What is being asked:
Only lines with the word "React" are needed; collect each of them from the listing below.

Given records:

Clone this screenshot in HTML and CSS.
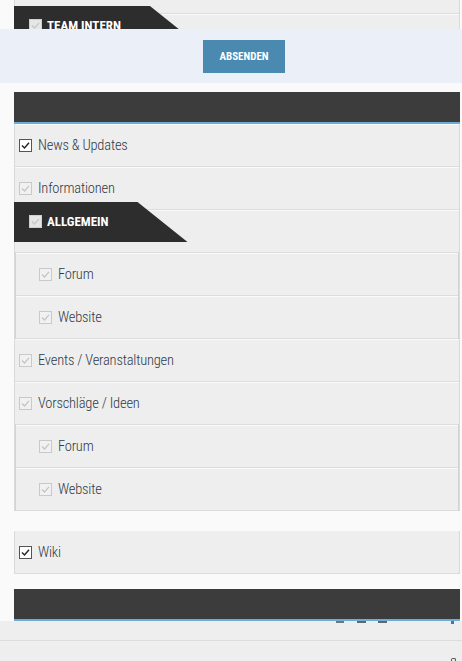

==

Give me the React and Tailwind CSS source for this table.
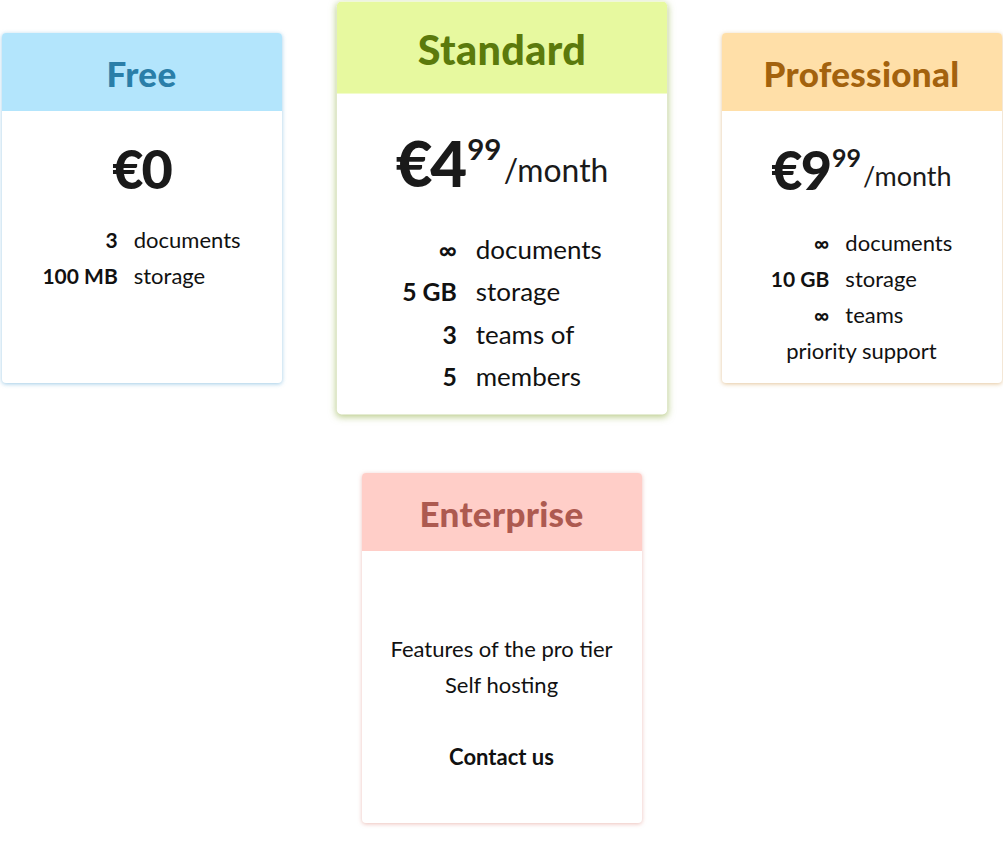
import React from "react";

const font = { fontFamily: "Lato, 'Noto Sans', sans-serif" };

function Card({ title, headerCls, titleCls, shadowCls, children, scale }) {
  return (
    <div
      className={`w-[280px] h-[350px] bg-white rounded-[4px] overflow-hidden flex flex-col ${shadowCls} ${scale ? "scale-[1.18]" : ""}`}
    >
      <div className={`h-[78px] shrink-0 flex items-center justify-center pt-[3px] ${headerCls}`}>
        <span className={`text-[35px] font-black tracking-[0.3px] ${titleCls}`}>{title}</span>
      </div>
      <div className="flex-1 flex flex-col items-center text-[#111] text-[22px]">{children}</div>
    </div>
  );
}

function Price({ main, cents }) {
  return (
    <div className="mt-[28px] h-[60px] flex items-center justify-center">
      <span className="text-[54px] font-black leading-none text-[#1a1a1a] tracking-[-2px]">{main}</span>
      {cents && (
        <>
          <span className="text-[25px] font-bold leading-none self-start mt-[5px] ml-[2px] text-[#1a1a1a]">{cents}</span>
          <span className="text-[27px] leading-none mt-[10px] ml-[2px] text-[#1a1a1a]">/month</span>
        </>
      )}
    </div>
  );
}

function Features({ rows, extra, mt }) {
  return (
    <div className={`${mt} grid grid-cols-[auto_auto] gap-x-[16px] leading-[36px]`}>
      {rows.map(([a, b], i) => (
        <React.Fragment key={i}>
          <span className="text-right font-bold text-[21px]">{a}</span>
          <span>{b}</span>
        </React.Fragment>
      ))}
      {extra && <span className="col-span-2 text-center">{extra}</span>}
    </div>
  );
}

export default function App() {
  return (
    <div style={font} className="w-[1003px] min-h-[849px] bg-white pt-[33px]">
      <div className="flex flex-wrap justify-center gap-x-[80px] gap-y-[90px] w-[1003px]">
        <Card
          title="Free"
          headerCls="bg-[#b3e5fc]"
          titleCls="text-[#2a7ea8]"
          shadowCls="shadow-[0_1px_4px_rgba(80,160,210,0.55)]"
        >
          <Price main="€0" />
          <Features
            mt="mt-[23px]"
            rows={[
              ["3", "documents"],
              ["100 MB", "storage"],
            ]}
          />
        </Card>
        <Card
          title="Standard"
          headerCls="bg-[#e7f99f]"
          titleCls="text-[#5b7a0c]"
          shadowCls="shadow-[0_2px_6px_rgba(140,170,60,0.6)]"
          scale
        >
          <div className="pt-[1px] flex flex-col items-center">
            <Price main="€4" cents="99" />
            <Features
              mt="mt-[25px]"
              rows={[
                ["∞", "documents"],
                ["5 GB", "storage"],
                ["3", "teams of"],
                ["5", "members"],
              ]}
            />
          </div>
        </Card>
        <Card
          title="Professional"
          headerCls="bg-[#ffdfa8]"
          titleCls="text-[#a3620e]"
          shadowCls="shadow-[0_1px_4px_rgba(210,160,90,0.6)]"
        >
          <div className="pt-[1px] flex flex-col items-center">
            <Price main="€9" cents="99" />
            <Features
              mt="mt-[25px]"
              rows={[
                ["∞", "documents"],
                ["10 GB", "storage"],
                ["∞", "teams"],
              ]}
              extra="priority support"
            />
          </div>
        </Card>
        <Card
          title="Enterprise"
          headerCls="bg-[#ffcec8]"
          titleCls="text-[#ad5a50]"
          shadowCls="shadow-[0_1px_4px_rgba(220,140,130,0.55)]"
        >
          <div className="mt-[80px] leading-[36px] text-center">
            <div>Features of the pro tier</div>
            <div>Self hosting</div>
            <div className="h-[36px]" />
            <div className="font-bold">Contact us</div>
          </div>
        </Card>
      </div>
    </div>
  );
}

Task result:
Give me the React and Tailwind CSS source for this table.
import React from "react";
        <React.Fragment key={i}>
        </React.Fragment>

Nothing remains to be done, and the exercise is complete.